Tuesday's proposal would add the over-age eighth-graders at risk for academic failure to the school-based alternative education programs. Those students will benefit from the smaller class sizes, lower student-teacher ratios and focus on core academic concepts, Matthews said.

The proposal also includes a similar program to give additional support and credit recovery options to high school students who have earned less than a quarter of the 24 credits required for a diploma by the time they turn 17.

The board will consider and ask questions about the proposal during the next few weeks before voting on it later this month, board chairman Fred Washington Jr. said.


The school board on Tuesday gave district officials permission to move forward on a long list of strategies to improve student achievement, with a specific focus on black males.

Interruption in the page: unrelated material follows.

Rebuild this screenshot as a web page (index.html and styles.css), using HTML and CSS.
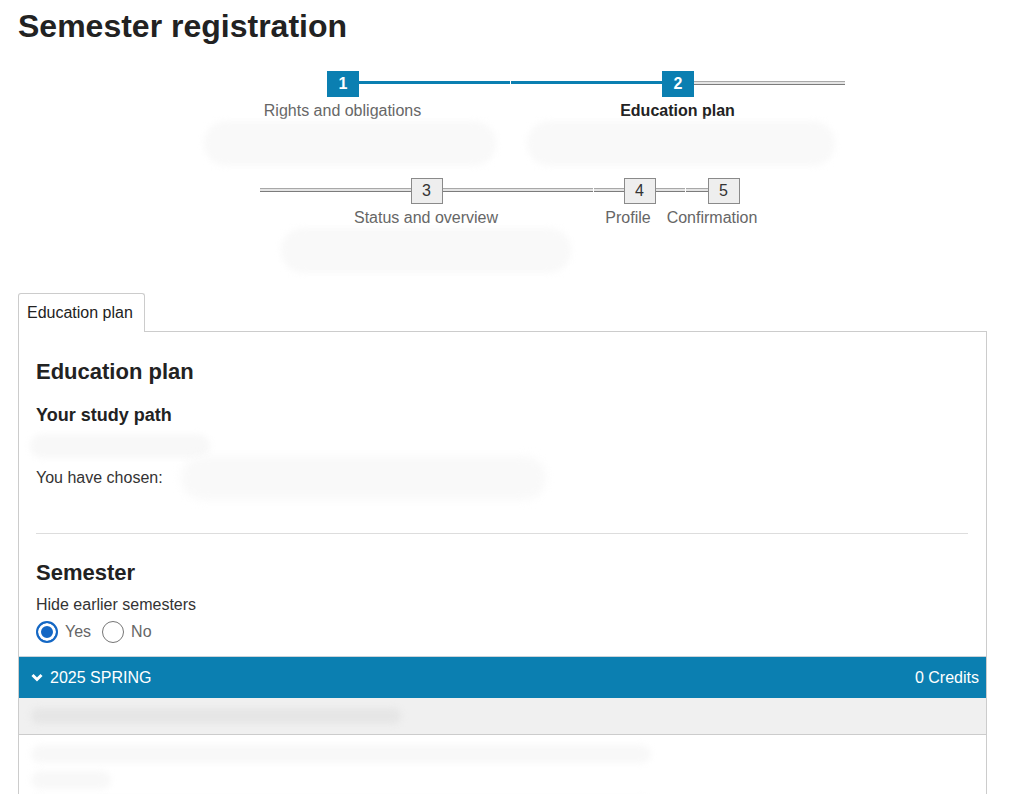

Strategies include additional teacher training, an increased emphasis on reading comprehension and more summer learning and leadership opportunities for students. Some of the strategies are new, while others are already in place.

The proposal follows a consultant's report the board received in January showing the achievement of black male students lags every other racial category in the district.

Sean Alford, the district's instructional services chief, said details and a timeline for implementation will be refined over the next few months and the proposal will return to the board for final approval this summer.